→ **Input records**:
══════════════════════════════

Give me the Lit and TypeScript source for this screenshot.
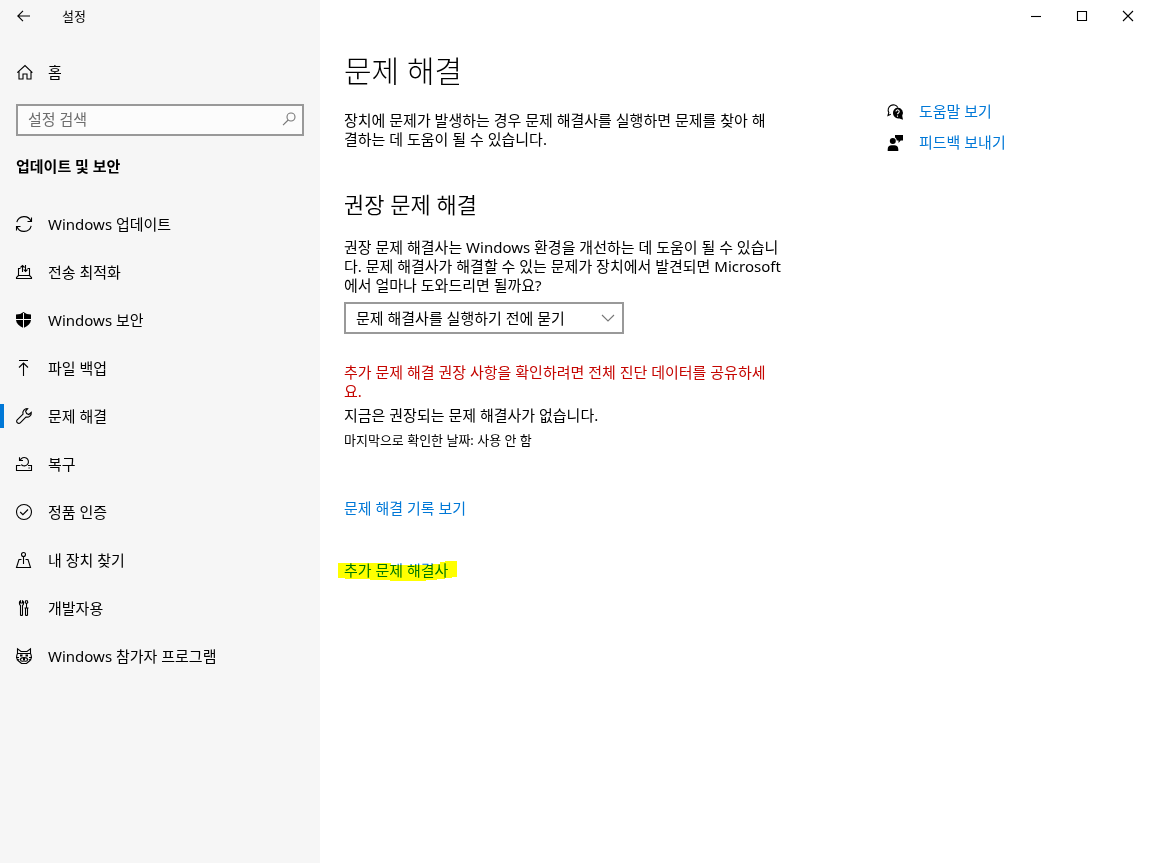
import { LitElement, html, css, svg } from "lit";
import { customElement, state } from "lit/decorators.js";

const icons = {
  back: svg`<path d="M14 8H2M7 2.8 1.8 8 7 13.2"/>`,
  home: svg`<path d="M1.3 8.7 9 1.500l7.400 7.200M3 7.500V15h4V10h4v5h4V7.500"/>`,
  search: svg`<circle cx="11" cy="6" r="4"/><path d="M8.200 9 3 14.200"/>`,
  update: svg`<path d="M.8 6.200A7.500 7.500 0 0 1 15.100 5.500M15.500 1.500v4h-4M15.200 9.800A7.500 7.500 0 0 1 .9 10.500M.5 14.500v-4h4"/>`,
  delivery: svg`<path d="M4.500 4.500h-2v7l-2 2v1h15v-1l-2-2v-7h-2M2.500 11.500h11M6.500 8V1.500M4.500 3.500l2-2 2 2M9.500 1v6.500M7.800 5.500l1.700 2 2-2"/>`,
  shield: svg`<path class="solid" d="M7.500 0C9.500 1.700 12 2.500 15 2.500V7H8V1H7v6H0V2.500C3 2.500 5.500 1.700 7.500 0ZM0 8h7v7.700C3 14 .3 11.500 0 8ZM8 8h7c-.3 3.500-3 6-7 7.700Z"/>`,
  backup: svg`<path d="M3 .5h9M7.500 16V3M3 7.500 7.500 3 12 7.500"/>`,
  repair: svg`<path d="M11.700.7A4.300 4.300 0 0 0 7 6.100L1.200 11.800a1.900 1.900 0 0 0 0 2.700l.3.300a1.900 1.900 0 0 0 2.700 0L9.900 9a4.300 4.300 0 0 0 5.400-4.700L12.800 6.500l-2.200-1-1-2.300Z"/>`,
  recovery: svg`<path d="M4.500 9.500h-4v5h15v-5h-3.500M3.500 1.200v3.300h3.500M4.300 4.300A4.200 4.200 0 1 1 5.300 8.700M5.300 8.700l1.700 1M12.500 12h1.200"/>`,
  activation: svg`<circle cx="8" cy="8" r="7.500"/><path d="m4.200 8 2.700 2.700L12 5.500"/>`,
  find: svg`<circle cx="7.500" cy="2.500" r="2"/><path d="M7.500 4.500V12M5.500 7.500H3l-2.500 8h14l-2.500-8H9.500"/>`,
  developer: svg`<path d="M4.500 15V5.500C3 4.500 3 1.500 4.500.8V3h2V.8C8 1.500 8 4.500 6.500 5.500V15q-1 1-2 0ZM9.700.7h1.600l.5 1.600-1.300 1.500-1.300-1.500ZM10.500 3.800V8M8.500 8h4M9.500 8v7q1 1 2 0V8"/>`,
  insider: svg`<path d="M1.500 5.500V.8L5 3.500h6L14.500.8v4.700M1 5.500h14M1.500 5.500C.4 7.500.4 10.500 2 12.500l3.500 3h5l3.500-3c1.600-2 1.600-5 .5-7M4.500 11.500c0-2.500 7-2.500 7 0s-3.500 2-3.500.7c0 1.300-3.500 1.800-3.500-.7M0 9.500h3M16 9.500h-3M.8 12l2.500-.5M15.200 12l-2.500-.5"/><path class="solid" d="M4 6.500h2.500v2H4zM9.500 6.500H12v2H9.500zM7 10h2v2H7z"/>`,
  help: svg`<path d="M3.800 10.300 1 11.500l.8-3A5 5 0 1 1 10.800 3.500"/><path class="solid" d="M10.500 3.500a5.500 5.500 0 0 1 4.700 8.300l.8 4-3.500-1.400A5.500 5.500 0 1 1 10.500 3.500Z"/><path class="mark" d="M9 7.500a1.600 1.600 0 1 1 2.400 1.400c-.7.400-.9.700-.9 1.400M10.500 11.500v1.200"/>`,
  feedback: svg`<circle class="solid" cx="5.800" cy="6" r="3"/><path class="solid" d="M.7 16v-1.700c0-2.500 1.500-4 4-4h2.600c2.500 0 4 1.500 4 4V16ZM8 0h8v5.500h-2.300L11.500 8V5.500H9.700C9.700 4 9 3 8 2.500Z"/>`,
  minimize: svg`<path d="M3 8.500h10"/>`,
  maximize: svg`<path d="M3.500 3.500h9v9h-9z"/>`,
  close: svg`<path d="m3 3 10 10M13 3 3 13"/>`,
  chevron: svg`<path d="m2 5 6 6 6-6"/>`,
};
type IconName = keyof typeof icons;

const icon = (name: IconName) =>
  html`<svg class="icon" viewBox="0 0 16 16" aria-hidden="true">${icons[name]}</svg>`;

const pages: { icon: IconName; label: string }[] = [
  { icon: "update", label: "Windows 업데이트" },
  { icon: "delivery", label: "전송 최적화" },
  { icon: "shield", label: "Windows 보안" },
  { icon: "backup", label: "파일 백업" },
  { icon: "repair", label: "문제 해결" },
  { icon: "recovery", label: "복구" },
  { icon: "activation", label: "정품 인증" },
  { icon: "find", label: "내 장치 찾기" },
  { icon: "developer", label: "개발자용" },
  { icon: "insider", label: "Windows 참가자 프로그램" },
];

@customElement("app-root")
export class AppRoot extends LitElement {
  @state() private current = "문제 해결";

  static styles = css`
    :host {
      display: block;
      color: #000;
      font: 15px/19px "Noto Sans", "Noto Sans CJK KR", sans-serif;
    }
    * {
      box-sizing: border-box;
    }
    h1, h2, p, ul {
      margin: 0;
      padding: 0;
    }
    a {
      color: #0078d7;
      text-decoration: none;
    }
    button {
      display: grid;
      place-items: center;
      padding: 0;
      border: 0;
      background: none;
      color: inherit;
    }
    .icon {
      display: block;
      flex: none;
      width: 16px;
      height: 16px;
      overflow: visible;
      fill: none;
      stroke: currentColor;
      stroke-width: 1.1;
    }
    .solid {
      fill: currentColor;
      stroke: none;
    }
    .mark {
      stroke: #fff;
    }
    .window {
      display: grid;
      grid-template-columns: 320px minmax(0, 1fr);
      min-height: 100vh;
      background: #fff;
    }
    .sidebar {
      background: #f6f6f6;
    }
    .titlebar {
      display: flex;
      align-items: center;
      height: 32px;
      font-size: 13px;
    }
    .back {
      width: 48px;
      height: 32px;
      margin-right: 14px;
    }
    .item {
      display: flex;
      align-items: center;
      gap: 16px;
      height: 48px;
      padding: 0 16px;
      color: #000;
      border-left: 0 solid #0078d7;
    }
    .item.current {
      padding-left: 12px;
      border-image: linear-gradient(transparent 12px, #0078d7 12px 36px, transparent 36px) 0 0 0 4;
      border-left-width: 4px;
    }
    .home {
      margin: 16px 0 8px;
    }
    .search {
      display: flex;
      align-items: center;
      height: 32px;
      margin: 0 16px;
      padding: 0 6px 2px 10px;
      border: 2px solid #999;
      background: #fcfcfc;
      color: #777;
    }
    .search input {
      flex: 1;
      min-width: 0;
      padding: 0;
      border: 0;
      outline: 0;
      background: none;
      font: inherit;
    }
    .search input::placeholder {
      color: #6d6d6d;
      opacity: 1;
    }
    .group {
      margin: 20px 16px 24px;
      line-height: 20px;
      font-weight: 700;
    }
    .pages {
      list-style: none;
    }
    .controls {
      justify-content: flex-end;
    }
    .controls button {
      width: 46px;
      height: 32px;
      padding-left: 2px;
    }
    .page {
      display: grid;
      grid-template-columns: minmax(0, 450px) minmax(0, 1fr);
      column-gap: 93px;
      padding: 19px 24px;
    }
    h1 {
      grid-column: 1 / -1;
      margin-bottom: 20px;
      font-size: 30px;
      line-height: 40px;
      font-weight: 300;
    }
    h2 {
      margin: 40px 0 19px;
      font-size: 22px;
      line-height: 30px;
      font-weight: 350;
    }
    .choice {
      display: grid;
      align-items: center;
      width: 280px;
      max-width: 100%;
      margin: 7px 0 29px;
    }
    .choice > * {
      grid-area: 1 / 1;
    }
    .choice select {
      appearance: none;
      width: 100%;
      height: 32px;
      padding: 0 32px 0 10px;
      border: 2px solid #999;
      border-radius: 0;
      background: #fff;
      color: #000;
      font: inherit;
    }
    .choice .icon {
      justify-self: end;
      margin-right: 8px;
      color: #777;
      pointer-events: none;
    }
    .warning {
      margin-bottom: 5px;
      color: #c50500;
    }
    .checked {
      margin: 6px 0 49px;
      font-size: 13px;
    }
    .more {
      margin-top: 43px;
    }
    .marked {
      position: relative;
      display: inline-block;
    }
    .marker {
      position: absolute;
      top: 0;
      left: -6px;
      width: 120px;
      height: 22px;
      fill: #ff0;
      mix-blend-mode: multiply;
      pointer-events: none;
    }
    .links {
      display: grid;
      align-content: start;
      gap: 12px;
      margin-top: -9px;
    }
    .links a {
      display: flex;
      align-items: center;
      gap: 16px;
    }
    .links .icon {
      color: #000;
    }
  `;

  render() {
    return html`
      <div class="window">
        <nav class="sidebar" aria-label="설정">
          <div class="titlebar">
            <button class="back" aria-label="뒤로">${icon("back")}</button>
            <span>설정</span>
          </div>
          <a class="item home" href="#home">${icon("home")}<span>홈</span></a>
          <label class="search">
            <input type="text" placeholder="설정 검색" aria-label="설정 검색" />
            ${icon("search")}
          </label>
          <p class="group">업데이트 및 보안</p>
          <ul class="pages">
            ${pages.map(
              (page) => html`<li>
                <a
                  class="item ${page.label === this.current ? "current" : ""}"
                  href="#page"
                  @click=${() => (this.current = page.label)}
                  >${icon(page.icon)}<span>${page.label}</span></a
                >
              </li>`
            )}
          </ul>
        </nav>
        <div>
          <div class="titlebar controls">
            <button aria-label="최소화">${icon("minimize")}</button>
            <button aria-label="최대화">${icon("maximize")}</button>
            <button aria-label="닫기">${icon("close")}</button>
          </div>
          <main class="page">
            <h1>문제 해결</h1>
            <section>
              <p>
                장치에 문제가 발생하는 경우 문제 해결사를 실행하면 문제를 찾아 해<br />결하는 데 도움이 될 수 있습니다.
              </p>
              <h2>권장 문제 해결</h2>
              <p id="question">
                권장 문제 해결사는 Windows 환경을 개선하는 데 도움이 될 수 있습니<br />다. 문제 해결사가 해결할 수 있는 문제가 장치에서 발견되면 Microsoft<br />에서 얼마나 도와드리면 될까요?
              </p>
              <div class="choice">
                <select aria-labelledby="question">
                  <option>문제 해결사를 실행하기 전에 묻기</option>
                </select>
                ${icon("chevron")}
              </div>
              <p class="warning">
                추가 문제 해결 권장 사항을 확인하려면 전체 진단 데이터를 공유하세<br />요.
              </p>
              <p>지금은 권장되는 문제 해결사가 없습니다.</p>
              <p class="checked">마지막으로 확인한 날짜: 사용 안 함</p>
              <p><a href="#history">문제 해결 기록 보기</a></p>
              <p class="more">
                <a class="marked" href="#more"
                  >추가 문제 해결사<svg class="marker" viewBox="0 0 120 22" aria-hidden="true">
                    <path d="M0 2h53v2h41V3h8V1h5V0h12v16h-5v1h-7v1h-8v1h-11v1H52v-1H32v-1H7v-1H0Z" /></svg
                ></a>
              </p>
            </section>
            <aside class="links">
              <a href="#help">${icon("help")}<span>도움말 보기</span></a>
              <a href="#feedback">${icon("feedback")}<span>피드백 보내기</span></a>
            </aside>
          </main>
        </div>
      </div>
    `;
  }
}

══════════════════════════════

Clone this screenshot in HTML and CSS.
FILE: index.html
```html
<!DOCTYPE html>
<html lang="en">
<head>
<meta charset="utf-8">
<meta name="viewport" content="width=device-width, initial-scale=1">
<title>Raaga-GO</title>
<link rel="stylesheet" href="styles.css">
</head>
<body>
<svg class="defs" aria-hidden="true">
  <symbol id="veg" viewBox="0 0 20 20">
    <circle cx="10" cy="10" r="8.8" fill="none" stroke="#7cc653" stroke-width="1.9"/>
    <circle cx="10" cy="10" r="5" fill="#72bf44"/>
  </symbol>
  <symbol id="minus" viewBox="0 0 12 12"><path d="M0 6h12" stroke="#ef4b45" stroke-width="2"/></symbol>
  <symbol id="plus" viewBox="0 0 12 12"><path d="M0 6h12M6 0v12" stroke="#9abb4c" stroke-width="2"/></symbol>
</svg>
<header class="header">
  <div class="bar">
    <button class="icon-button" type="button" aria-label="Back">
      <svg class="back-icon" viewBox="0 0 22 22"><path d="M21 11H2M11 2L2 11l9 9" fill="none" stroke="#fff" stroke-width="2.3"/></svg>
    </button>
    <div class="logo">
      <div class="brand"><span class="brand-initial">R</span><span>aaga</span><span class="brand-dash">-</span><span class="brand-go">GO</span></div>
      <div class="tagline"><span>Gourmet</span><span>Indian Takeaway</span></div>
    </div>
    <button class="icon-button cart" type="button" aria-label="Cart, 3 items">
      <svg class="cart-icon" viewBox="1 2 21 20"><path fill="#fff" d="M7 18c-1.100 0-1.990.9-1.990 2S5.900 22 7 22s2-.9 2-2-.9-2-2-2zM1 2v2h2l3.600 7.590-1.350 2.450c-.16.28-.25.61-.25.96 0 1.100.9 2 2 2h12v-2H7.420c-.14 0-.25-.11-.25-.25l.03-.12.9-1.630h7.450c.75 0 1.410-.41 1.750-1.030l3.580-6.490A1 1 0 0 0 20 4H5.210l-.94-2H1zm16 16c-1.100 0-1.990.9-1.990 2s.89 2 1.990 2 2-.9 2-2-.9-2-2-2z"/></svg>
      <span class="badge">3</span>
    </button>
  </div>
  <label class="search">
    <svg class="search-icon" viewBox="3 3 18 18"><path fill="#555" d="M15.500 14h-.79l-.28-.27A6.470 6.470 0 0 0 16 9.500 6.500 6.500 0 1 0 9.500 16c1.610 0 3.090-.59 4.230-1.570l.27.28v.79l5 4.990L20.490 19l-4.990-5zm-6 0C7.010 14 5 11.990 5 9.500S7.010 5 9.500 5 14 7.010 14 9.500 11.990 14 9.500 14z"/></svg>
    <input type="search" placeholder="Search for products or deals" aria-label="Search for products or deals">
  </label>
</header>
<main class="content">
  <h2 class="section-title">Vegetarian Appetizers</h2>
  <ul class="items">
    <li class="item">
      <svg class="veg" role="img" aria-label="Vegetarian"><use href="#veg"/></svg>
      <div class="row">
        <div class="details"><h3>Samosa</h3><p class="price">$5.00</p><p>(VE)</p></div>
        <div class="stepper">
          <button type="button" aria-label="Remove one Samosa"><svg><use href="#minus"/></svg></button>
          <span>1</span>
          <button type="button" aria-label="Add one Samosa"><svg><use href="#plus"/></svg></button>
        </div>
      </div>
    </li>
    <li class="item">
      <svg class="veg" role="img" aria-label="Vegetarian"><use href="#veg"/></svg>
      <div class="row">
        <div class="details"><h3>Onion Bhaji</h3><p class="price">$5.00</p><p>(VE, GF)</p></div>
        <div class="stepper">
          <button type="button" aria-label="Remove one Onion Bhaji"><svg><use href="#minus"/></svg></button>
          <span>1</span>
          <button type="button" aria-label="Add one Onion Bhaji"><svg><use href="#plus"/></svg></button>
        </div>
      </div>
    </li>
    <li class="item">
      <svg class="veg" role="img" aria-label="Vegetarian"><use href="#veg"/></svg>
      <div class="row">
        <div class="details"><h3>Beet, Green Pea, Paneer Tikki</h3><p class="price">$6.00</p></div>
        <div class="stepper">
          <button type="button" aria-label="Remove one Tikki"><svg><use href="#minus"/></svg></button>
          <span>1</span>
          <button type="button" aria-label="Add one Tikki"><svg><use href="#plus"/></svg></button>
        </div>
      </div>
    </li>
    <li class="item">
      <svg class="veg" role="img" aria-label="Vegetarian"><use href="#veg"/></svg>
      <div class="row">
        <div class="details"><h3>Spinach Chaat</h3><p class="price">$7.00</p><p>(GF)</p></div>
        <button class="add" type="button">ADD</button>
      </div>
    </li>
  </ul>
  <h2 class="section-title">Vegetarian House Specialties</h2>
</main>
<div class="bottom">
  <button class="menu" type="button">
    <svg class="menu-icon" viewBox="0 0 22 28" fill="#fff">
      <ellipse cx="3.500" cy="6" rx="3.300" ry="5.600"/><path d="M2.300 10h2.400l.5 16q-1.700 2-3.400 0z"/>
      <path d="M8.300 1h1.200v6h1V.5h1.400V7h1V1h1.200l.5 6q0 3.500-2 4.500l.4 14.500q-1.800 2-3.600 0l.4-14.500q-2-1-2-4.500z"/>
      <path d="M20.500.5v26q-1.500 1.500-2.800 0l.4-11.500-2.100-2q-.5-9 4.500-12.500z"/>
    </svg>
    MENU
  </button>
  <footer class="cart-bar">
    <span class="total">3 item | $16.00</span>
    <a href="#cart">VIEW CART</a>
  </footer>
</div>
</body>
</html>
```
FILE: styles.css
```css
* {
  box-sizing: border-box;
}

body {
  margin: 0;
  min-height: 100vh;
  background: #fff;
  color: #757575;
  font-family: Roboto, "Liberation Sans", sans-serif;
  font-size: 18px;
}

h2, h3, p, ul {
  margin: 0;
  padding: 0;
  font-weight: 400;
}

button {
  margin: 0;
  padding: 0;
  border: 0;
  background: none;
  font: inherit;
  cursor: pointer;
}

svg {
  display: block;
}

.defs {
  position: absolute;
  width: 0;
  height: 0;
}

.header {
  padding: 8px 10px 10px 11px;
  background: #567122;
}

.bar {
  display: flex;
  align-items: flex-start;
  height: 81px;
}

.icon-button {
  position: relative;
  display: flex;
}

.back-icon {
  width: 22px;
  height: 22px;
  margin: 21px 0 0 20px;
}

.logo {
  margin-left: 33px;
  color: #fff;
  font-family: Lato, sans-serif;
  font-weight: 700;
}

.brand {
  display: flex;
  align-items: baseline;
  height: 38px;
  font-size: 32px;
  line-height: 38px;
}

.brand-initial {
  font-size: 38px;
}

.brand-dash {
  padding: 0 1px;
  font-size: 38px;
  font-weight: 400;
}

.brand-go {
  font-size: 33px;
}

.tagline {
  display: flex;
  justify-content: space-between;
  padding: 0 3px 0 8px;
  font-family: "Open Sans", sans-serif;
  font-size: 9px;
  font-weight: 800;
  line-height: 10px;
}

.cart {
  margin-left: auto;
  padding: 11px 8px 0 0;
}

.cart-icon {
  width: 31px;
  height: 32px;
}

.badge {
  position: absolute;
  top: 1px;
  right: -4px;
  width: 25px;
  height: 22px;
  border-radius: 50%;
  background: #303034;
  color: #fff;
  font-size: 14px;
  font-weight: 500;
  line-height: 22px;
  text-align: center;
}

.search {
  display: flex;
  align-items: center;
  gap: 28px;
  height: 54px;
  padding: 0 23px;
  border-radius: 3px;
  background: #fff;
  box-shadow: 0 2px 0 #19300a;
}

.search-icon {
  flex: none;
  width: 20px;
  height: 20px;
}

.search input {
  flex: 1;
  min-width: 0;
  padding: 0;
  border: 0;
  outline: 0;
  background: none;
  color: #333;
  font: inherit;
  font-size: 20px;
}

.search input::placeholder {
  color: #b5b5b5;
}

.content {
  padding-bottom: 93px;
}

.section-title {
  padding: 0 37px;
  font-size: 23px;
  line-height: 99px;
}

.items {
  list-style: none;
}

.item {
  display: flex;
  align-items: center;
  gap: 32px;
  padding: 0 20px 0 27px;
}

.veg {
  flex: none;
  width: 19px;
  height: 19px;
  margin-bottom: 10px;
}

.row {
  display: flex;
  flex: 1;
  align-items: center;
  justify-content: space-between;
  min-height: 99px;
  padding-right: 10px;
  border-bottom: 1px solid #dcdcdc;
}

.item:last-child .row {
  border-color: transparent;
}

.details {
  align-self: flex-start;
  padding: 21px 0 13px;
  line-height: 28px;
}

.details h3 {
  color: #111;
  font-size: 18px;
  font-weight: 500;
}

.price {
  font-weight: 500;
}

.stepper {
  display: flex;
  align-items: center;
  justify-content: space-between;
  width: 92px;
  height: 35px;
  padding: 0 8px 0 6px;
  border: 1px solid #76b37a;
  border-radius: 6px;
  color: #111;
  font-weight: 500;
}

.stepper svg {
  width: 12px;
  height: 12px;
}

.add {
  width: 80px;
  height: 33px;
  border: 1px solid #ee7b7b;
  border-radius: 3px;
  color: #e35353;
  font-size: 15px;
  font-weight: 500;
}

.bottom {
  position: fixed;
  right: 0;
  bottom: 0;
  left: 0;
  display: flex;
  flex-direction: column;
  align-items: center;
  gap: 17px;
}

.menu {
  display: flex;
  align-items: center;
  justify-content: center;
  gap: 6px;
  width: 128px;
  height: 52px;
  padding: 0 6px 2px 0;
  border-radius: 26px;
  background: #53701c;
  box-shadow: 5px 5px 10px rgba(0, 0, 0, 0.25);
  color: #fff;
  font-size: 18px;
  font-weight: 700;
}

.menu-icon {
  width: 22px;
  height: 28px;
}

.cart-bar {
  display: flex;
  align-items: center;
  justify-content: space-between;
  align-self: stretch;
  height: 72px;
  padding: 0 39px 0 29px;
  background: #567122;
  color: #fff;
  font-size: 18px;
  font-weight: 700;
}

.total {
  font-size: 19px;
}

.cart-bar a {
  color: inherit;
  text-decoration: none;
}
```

══════════════════════════════

In the entries above, find each line with the word "this" and show it.

→ **Exercise solution**:
Give me the Lit and TypeScript source for this screenshot.
                  class="item ${page.label === this.current ? "current" : ""}"
                  @click=${() => (this.current = page.label)}
Clone this screenshot in HTML and CSS.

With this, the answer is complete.